It’s not easy being an out-of-work father of four with child support payments to make. It’s even harder when you’re accustomed to a seven-figure income and your payments are substantial portions of that salary.
That’s the predicament NFL wide receiver Terrell Owens faces. Since being injured and subsequently dropped from the Cincinnati Bengals, his current monthly income, he says, is “zero.”
But being unemployed doesn’t put an end to his financial obligations. He has four children with four different women and is currently in negotiations with three of them to lower his child support payments. Currently those payments range from $11,000 to $15,000 a month. The payment he’s not contesting is a mere $5,000 a month. The payments add up to almost $30,000.
According to court documents, T.O. also pays mortgages for several different properties, and he says that his Georgia home is in foreclosure. S2S magazine reports he’s willing to sell all but two of the properties.

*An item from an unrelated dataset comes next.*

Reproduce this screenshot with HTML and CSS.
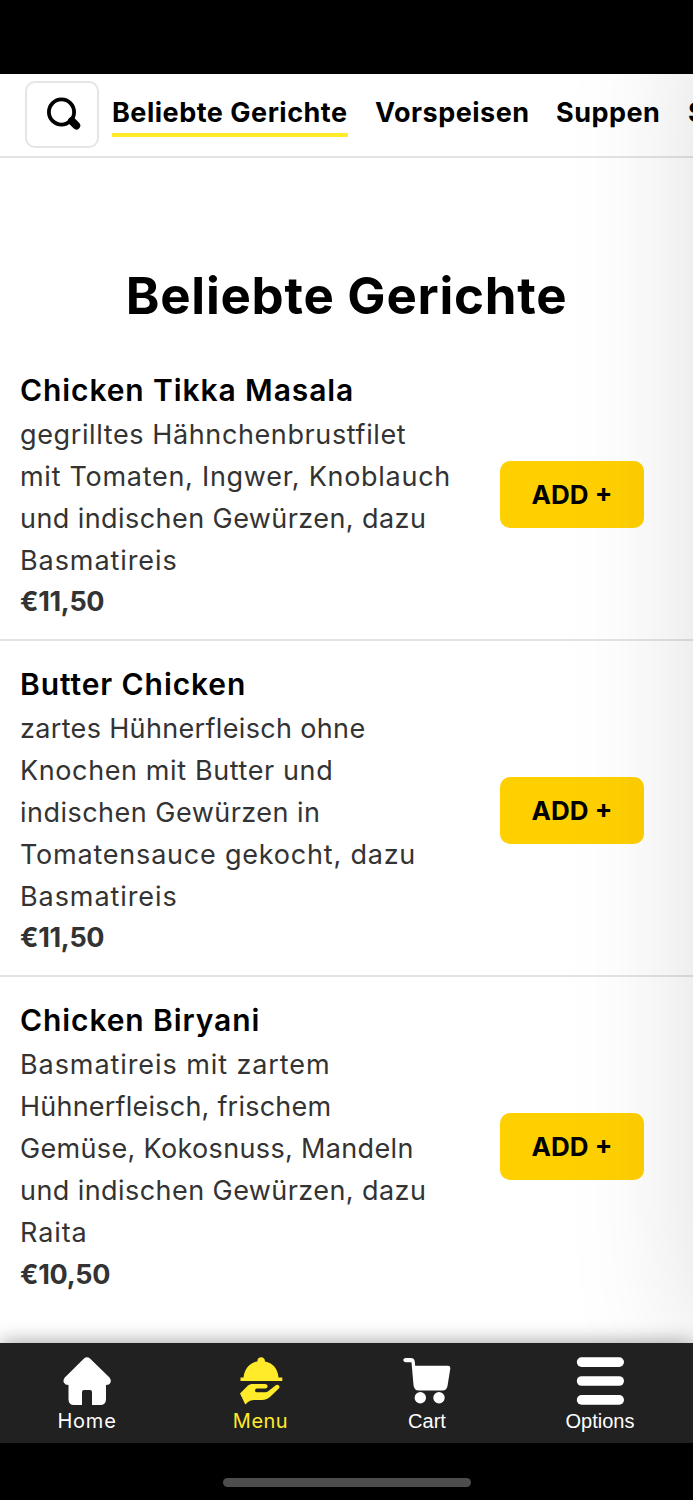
FILE: index.html
```html
<!DOCTYPE html>
<html lang="de">
<head>
<meta charset="utf-8">
<title>Beliebte Gerichte</title>
<link rel="stylesheet" href="styles.css">
</head>
<body>
<div class="statusbar"></div>
<header class="topbar">
  <button class="search" aria-label="Suche">
    <svg width="36" height="36" viewBox="0 0 36 36"><circle cx="15.500" cy="15" r="12.600" fill="none" stroke="#000" stroke-width="3.800"/><path d="M25.800 24 30.300 28.600" fill="none" stroke="#000" stroke-width="7.800" stroke-linecap="round"/></svg>
  </button>
  <nav class="tabs">
    <a class="tab tab-popular active">Beliebte Gerichte</a>
    <a class="tab tab-starters">Vorspeisen</a>
    <a class="tab tab-soups">Suppen</a>
    <a class="tab">Salate</a>
  </nav>
</header>
<main class="menu">
  <h1 class="heading">Beliebte Gerichte</h1>
  <article class="dish">
    <div class="info">
      <h2 class="name">Chicken Tikka Masala</h2>
      <p class="desc"><span class="ls-6">gegrilltes Hähnchenbrustfilet</span><br><span class="ls-7">mit Tomaten, Ingwer, Knoblauch</span><br><span class="ls-4">und indischen Gewürzen, dazu</span><br><span class="ls-9">Basmatireis</span></p>
      <p class="price">€11,50</p>
    </div>
    <button class="add">ADD +</button>
  </article>
  <article class="dish">
    <div class="info">
      <h2 class="name">Butter Chicken</h2>
      <p class="desc"><span class="ls-3">zartes Hühnerfleisch ohne</span><br><span class="ls-6">Knochen mit Butter und</span><br><span class="ls-5">indischen Gewürzen in</span><br><span class="ls-8">Tomatensauce gekocht, dazu</span><br><span class="ls-9">Basmatireis</span></p>
      <p class="price">€11,50</p>
    </div>
    <button class="add">ADD +</button>
  </article>
  <article class="dish">
    <div class="info">
      <h2 class="name">Chicken Biryani</h2>
      <p class="desc"><span class="ls-9">Basmatireis mit zartem</span><br><span class="ls-2">Hühnerfleisch, frischem</span><br><span class="ls-3">Gemüse, Kokosnuss, Mandeln</span><br><span class="ls-4">und indischen Gewürzen, dazu</span><br><span class="ls-9">Raita</span></p>
      <p class="price">€10,50</p>
    </div>
    <button class="add">ADD +</button>
  </article>
</main>
<div class="drawer"><div class="drawer-shadow"></div></div>
<footer class="bottomnav">
  <a class="item"><svg width="48" height="48" viewBox="0 0 48 48" fill="currentColor"><path d="M21 1.500Q24-.8 27 1.500L46.500 20.500Q48.500 23 47.500 25.500Q46.500 28 43 28V42Q43 48 37 48H29V35Q29 33 27 33H21Q19 33 19 35V48H11Q5.500 48 5.500 42V28Q2 28 .8 25.500Q-.2 23 1.800 20.500Z"/></svg><span class="label ls-8">Home</span></a>
  <a class="item current"><svg width="48" height="48" viewBox="0 0 48 48" fill="currentColor"><path d="M4 20.500H6.500C7.500 11.500 13 5.500 20.300 4.400C20.300-1.200 28-1.200 28 4.400C35.500 5.500 40.800 11.500 41.500 20.500H45.300V24H3.500V20.500Z"/><path d="M3 36.500 10.500 29C12 27.400 14 27 16 27H28C31.500 27 31.500 31.400 28 31.400H20Q18 31.400 18 33.400Q18 35.300 20 35.300H28.500Q30 35.300 31.200 34.300L38.500 28.500C41 26.500 43.800 29.500 41.800 31.500L34 39Q30 43 25 43H17Q13.500 43 11 45L8.300 47.500Z"/></svg><span class="label ls-5">Menu</span></a>
  <a class="item"><svg width="48" height="48" viewBox="0 0 48 48" fill="currentColor"><path d="M3 1H8Q11.500 1 11.800 5L12.200 8.800H45Q47.500 8.800 47.300 11.500L44.500 29Q43.500 33.500 39.500 33.500H16Q11 33.500 10.500 28L8.500 5.200H3C-.6 5.200-.6 1 3 1Z"/><circle cx="17.300" cy="40.800" r="5.700"/><circle cx="36" cy="40.800" r="5.700"/></svg><span class="label sans">Cart</span></a>
  <a class="item"><svg width="48" height="48" viewBox="0 0 48 48" fill="currentColor"><rect x=".8" width="47.200" height="9.600" y=".3" rx="4.800"/><rect x=".8" width="47.200" height="9.600" y="19.200" rx="4.800"/><rect x=".8" width="47.200" height="9.600" y="38.100" rx="4.800"/></svg><span class="label sans">Options</span></a>
</footer>
<div class="homebar"><div class="indicator"></div></div>
</body>
</html>
```
FILE: styles.css
```css
* { box-sizing: border-box; }
body { margin: 0; width: 693px; height: 1500px; overflow: hidden; position: relative; display: flex; flex-direction: column; background: #fff; color: #000; font-family: Inter, "Liberation Sans", sans-serif; }
h1, h2, p { margin: 0; }
button { font-family: inherit; color: #000; padding: 0; }
.statusbar { height: 74px; flex: none; background: #000; }
.topbar { height: 83.500px; flex: none; display: flex; align-items: flex-start; padding: 7px 0 0 25px; border-bottom: 2px solid #e3e3e3; overflow: hidden; }
.search { width: 74px; height: 67px; flex: none; display: flex; align-items: center; justify-content: center; border: 2px solid #e5e5e5; border-radius: 10px; background: #fff; padding-left: 3px; }
.tabs { display: flex; gap: 27px; padding: 8px 0 0 13px; }
.tab { flex: none; height: 48px; line-height: 47px; font-size: 27px; font-weight: 700; letter-spacing: .5px; white-space: nowrap; }
.tab-popular { width: 236px; }
.tab-starters { width: 154px; }
.tab-soups { width: 105px; }
.active { border-bottom: 4px solid #ffeb29; }
.menu { height: 1185px; flex: none; display: flex; flex-direction: column; }
.heading { flex: none; height: 189px; padding-top: 99px; line-height: 78px; font-size: 51px; font-weight: 700; letter-spacing: .75px; text-align: center; }
.dish { flex: none; display: flex; justify-content: space-between; align-items: center; padding: 20px 49px 15.500px 20px; border-bottom: 2px solid #e3e3e3; }
.dish:last-child { border-bottom: 0; }
.name { line-height: 47.500px; font-size: 30px; font-weight: 600; letter-spacing: .9px; white-space: nowrap; }
.desc { line-height: 41.850px; font-size: 27px; color: #333; white-space: nowrap; }
.price { line-height: 41.850px; font-size: 27px; font-weight: 700; letter-spacing: -.3px; color: #333; }
.ls-2 { letter-spacing: .22px; }
.ls-3 { letter-spacing: .34px; }
.ls-4 { letter-spacing: .43px; }
.ls-5 { letter-spacing: .48px; }
.ls-6 { letter-spacing: .61px; }
.ls-7 { letter-spacing: .72px; }
.ls-8 { letter-spacing: .79px; }
.ls-9 { letter-spacing: .92px; }
.add { width: 144px; height: 67px; border: 0; border-radius: 10px; background: #ffd000; font-size: 26px; font-weight: 700; }
.drawer { position: absolute; inset: 74px 0 58px; overflow: hidden; pointer-events: none; }
.drawer-shadow { position: absolute; left: 100%; top: -74px; width: 500px; height: 1342px; box-shadow: 0 0 120px rgba(0,0,0,.13); }
.bottomnav { height: 100px; flex: none; position: relative; display: grid; grid-template-columns: 174px 173px 160px 186px; background: #212121; color: #fff; box-shadow: 0 0 20px rgba(0,0,0,.4); }
.item { display: flex; flex-direction: column; align-items: center; padding-top: 14px; }
.label { line-height: 32px; font-size: 20px; }
.sans { font-family: "Liberation Sans", sans-serif; }
.current { color: #ffeb29; }
.homebar { flex: 1; position: relative; background: #000; display: flex; justify-content: center; padding-top: 35px; }
.indicator { width: 248px; height: 9px; border-radius: 5px; background: #4d4d4d; }
```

Owens’ case is rather extreme in comparison to the average child support case. Most of us don’t have his assets or his former salary. But there are variables in every child support case that can make the process of determining and paying child support complicated. In the state of Georgia, there’s no standard dollar amount or figure that determines what one parent will pay the other to cover expenses such as child care, health insurance and the daily cost of living. The judge is a big part of this decision.
Having an attorney with a specialty and experience in family law can make the process easier, and help you and your children’s other parent avoid the type of trouble that Owens now faces.